### [Requirements]
Go through the material below and copy all lines with "page".

★ ★ ★ ★ ★ ★ ★

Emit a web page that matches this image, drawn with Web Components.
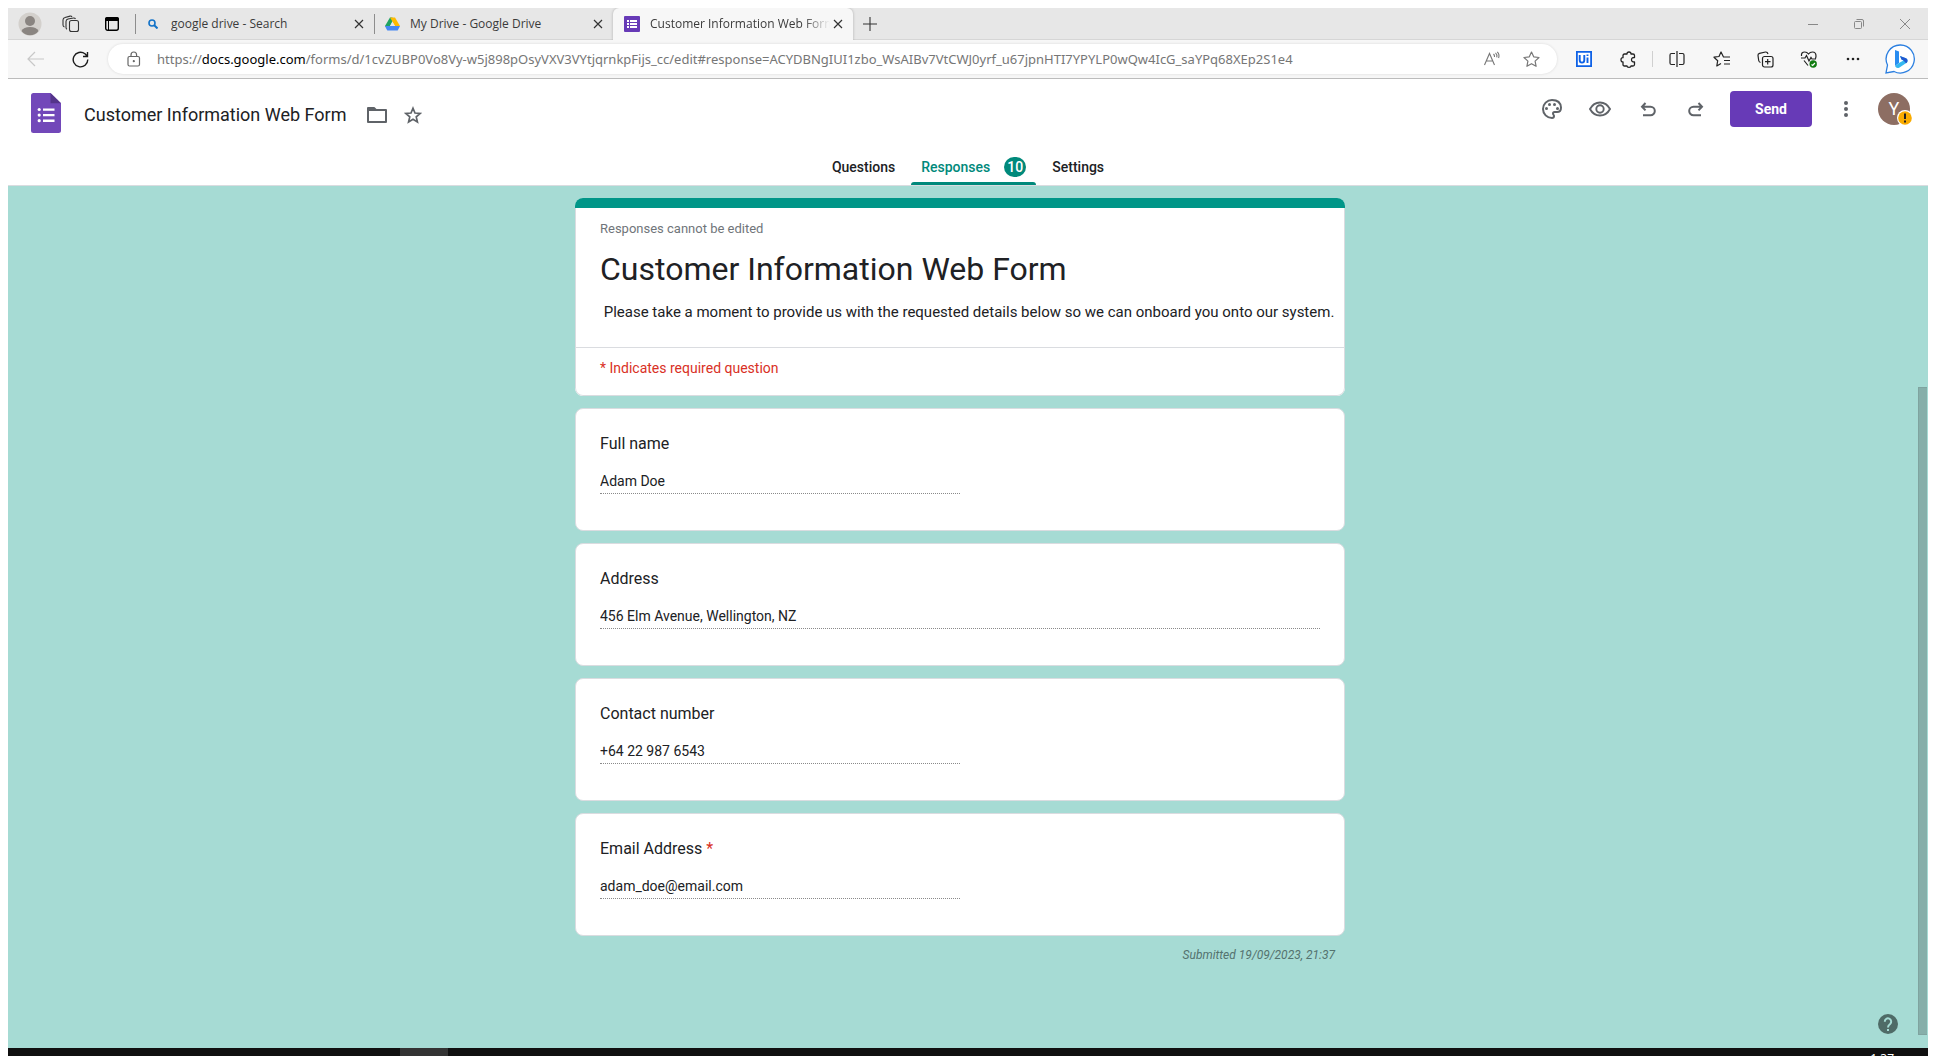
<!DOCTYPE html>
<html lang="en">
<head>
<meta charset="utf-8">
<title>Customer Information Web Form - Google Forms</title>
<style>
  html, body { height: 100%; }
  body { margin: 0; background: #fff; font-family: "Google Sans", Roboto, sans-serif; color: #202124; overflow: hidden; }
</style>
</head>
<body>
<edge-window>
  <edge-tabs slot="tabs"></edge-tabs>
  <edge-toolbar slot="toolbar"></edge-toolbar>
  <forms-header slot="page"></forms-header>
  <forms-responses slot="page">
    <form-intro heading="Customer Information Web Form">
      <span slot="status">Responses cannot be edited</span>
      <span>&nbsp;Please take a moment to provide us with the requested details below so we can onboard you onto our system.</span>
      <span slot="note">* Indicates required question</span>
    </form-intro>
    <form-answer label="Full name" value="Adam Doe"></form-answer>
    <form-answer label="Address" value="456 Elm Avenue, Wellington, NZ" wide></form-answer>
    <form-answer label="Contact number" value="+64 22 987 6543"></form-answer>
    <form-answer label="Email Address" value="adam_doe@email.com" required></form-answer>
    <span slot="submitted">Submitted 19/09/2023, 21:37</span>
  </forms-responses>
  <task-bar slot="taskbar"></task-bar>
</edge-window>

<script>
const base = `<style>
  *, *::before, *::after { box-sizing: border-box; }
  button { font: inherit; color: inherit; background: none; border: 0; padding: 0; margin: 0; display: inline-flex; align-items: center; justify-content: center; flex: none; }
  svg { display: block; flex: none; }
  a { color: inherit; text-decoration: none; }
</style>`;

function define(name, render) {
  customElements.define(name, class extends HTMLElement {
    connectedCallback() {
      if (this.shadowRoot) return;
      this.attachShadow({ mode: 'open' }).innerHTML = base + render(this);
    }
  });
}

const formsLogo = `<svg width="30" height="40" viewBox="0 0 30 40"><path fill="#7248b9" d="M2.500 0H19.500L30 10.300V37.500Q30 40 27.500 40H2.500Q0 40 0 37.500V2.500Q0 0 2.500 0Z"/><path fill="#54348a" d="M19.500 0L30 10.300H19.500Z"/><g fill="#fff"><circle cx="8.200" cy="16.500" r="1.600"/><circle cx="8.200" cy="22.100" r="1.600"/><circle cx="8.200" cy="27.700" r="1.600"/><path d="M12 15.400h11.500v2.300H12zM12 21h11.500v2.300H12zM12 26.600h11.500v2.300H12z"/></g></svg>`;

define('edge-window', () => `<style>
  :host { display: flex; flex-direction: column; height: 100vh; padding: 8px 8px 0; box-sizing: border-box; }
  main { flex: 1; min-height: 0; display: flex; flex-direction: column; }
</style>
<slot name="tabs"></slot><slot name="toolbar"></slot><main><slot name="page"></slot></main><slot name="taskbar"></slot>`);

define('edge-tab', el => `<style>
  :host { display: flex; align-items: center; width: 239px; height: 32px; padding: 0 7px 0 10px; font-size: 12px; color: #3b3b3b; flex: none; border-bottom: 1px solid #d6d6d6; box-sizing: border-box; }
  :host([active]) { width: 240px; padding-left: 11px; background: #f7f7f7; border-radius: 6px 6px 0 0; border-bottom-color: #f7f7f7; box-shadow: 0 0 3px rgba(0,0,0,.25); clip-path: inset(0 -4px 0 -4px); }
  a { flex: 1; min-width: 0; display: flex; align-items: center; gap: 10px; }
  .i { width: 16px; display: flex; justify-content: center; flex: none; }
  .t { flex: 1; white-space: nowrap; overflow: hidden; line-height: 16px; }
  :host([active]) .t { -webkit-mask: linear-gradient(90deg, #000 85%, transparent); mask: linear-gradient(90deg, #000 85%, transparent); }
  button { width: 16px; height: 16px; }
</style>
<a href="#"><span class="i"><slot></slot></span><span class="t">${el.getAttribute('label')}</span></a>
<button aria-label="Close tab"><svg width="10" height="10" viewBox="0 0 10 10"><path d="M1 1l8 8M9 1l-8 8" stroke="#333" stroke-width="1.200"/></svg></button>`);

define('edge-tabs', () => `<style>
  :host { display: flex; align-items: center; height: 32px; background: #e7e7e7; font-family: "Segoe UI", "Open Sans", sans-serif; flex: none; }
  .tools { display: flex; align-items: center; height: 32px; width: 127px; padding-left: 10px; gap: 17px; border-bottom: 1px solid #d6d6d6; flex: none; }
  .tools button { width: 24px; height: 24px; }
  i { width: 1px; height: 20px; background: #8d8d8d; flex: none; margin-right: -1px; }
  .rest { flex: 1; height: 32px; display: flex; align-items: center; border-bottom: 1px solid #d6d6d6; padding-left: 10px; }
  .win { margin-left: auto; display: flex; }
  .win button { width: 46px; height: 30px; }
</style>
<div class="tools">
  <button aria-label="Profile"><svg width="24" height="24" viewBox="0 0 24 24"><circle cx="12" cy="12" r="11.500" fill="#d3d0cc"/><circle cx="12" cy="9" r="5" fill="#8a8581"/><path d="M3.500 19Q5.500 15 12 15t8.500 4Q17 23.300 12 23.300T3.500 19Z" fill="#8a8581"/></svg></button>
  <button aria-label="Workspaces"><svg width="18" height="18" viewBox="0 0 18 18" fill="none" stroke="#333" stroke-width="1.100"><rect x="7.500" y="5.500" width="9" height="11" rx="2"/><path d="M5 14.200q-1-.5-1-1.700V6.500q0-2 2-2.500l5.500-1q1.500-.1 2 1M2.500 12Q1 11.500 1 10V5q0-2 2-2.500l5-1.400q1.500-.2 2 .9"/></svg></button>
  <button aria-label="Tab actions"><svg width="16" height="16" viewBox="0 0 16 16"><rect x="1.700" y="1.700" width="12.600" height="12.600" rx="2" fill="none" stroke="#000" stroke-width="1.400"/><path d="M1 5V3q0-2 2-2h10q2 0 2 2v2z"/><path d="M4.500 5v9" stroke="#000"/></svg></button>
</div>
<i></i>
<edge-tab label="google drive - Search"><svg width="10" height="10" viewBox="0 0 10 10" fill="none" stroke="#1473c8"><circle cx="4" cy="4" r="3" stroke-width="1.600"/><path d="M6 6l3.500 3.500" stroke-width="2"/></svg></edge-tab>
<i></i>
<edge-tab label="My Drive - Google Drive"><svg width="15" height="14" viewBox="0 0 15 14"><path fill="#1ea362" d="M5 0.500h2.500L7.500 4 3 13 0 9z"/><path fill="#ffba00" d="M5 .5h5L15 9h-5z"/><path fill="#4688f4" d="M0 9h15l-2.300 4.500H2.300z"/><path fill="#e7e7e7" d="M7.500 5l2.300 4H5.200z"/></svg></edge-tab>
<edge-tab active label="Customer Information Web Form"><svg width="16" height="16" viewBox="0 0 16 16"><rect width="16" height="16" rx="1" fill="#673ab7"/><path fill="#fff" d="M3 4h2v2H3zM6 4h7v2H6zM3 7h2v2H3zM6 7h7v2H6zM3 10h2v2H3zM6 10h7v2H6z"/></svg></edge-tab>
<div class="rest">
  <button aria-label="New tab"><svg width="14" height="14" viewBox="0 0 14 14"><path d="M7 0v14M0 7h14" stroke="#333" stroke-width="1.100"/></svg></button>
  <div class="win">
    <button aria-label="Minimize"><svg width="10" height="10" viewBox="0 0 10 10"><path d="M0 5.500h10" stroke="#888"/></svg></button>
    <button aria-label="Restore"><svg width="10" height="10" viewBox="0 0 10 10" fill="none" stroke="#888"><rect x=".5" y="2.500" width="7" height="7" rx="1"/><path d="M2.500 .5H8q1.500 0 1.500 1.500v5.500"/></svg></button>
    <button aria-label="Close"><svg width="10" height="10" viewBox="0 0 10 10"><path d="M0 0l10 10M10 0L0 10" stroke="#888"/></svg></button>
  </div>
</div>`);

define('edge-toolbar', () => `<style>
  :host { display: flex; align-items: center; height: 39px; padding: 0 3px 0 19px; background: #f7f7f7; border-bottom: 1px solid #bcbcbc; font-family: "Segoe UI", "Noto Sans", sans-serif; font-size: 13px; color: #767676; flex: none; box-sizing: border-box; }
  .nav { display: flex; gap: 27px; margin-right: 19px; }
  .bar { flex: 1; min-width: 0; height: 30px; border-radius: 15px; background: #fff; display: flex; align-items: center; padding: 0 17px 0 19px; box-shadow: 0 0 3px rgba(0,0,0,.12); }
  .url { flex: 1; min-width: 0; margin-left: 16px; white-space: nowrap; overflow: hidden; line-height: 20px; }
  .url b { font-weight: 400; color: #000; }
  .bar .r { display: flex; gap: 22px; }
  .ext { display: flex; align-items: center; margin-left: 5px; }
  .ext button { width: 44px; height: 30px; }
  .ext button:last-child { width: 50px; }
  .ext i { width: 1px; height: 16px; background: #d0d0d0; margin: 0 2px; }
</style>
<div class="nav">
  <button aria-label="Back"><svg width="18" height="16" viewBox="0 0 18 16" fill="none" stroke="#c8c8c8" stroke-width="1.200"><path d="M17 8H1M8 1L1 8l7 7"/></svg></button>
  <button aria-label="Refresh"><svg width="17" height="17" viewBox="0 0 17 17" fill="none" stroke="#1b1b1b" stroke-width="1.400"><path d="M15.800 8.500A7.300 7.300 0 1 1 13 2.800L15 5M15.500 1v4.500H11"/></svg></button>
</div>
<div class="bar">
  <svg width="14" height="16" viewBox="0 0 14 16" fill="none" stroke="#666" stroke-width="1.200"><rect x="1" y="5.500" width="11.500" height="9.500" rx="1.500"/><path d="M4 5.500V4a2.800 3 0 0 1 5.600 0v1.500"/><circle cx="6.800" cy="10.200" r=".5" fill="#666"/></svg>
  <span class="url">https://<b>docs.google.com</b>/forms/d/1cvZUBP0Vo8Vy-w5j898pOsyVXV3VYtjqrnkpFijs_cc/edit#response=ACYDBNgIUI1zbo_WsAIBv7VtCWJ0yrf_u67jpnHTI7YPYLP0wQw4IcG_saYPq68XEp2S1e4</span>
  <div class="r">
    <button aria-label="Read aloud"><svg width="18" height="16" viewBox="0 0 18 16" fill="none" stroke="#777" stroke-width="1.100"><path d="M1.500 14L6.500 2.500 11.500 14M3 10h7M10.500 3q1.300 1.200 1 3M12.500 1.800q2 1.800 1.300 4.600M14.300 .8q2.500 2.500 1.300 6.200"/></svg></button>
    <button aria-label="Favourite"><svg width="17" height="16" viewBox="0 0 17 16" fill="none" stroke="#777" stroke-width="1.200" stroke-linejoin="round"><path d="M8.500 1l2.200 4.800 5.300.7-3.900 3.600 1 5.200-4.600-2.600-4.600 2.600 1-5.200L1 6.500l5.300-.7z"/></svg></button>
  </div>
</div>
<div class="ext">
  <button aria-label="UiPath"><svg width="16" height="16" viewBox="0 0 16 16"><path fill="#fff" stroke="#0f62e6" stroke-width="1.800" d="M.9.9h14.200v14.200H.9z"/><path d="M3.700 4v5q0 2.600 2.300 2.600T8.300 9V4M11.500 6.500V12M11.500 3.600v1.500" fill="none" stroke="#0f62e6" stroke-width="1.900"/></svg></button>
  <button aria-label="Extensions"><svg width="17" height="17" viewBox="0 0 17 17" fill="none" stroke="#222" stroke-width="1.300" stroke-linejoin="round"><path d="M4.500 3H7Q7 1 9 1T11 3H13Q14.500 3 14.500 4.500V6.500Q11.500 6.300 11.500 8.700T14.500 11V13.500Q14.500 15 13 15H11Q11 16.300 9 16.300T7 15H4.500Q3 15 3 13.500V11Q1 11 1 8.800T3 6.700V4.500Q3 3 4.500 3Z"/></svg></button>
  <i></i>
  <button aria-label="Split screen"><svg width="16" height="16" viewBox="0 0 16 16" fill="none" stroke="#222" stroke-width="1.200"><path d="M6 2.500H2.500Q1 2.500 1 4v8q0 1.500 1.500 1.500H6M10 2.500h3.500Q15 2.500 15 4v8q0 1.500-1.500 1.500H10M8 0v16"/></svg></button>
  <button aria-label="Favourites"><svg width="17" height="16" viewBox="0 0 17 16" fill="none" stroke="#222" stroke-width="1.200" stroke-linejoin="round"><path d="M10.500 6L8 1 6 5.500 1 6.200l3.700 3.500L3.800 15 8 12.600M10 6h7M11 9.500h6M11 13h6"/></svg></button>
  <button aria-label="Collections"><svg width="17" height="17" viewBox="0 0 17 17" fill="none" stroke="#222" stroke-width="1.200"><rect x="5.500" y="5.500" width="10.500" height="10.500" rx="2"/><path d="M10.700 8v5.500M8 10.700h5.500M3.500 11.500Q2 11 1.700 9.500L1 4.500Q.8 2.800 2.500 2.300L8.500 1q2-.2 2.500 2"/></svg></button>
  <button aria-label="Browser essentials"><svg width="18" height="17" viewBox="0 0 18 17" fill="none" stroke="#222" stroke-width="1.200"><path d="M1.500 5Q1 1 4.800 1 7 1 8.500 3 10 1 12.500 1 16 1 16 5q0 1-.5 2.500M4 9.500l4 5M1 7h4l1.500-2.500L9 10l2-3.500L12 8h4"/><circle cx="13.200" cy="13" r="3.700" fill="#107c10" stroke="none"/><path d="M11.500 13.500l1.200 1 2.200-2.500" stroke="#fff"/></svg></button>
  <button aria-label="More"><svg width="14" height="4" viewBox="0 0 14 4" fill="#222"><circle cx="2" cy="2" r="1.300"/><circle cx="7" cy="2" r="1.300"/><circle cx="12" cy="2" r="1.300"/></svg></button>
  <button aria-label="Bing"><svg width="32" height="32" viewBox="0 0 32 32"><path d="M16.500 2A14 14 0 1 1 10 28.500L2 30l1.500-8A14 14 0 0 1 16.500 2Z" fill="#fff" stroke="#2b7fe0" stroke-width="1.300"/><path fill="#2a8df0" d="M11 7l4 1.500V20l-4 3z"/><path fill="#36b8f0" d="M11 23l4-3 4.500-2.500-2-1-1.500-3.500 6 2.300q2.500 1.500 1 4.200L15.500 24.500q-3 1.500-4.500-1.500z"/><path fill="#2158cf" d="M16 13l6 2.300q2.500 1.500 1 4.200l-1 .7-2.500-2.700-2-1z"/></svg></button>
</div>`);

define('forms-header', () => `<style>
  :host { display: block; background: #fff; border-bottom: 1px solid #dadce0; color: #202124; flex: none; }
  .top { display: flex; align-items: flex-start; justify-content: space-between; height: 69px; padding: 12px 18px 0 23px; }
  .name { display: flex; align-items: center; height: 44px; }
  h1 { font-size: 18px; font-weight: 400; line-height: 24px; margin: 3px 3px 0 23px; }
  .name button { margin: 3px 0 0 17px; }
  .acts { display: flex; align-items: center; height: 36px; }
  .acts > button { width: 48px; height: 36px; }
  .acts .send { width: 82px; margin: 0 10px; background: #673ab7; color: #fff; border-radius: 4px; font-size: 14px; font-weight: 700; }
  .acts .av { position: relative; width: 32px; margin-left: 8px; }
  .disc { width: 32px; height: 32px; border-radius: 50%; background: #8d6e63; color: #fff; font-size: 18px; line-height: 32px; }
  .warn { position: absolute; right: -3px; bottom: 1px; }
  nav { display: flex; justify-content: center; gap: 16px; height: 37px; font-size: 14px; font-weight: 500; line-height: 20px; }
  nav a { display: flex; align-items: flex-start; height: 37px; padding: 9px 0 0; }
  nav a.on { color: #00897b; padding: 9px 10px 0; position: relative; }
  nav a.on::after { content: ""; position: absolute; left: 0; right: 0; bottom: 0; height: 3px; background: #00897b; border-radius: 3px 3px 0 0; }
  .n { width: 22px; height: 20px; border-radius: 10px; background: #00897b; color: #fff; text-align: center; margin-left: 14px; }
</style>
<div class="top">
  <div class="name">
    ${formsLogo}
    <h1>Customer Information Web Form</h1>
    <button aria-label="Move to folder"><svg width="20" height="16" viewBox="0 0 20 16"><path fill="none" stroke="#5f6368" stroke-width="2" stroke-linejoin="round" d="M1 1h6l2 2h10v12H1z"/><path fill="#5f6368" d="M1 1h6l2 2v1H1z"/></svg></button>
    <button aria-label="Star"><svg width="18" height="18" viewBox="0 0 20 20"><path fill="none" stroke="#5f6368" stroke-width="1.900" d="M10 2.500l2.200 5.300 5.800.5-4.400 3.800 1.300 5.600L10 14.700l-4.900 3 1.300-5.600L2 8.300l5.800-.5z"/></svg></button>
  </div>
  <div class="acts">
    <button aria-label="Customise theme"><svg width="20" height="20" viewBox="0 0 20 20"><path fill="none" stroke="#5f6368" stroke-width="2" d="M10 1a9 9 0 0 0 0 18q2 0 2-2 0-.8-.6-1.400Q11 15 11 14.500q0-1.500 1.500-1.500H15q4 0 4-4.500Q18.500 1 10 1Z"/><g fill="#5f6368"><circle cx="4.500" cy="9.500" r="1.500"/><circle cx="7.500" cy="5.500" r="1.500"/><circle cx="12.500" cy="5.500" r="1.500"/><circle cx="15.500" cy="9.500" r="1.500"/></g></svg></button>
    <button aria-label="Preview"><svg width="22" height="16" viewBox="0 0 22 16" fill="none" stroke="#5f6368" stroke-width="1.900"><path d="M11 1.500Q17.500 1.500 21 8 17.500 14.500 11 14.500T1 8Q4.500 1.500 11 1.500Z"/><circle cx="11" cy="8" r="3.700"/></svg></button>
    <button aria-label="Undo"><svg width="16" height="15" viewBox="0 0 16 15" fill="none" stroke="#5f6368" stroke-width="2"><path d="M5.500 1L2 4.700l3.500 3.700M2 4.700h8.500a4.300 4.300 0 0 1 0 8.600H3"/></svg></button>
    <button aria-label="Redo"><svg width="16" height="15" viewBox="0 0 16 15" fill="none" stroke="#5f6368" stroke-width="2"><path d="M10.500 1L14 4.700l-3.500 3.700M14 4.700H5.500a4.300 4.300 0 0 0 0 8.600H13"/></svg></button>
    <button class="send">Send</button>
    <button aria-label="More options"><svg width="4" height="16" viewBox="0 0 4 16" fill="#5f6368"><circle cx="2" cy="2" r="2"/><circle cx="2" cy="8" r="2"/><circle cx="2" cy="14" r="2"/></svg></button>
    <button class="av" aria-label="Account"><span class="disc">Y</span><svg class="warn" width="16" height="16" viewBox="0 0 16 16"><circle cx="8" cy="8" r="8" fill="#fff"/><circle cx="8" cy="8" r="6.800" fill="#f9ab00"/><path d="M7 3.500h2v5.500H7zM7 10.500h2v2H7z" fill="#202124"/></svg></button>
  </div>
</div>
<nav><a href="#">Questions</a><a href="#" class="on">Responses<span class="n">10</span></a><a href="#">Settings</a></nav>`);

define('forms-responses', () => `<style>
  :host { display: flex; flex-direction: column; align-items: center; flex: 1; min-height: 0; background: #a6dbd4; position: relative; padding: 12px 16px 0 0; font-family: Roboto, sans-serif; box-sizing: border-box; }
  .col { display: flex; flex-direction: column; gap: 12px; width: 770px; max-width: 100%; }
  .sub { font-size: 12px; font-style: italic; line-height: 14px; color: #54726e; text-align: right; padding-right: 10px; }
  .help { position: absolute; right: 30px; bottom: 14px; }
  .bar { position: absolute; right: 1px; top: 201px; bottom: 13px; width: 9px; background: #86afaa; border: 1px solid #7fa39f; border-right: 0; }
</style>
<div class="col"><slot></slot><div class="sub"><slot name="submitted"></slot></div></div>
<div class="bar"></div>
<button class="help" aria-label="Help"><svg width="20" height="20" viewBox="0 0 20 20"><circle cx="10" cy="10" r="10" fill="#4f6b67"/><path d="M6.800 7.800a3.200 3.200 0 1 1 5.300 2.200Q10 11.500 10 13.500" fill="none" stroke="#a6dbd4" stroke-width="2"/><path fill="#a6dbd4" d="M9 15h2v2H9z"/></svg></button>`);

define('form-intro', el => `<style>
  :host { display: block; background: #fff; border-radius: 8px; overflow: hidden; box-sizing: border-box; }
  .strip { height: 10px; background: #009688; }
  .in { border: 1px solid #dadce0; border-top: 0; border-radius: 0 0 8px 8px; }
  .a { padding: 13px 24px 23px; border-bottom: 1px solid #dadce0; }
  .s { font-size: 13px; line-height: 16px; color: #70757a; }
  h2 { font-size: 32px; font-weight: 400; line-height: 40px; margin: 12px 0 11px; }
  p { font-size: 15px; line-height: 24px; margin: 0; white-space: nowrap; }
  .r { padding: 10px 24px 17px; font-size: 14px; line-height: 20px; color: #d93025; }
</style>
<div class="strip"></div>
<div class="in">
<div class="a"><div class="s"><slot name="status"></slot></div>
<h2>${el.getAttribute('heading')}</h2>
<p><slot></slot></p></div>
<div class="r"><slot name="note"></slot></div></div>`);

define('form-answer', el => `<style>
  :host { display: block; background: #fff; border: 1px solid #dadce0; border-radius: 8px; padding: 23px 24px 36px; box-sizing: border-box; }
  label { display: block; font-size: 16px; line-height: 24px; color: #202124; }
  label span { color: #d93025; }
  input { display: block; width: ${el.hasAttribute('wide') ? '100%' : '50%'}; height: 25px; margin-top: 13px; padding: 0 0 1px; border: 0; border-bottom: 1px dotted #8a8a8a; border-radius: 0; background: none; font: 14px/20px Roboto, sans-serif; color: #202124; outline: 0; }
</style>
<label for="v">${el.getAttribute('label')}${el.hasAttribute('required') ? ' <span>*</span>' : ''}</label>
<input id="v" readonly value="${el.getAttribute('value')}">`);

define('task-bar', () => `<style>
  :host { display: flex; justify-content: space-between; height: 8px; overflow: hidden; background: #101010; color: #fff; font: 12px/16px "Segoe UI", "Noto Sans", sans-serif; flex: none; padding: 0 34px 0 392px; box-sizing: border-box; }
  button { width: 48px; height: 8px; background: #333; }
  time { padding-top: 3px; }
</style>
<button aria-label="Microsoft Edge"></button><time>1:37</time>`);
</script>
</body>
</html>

★ ★ ★ ★ ★ ★ ★

### [Task response]
Emit a web page that matches this image, drawn with Web Components.
  <forms-header slot="page"></forms-header>
  <forms-responses slot="page">
<slot name="tabs"></slot><slot name="toolbar"></slot><main><slot name="page"></slot></main><slot name="taskbar"></slot>`);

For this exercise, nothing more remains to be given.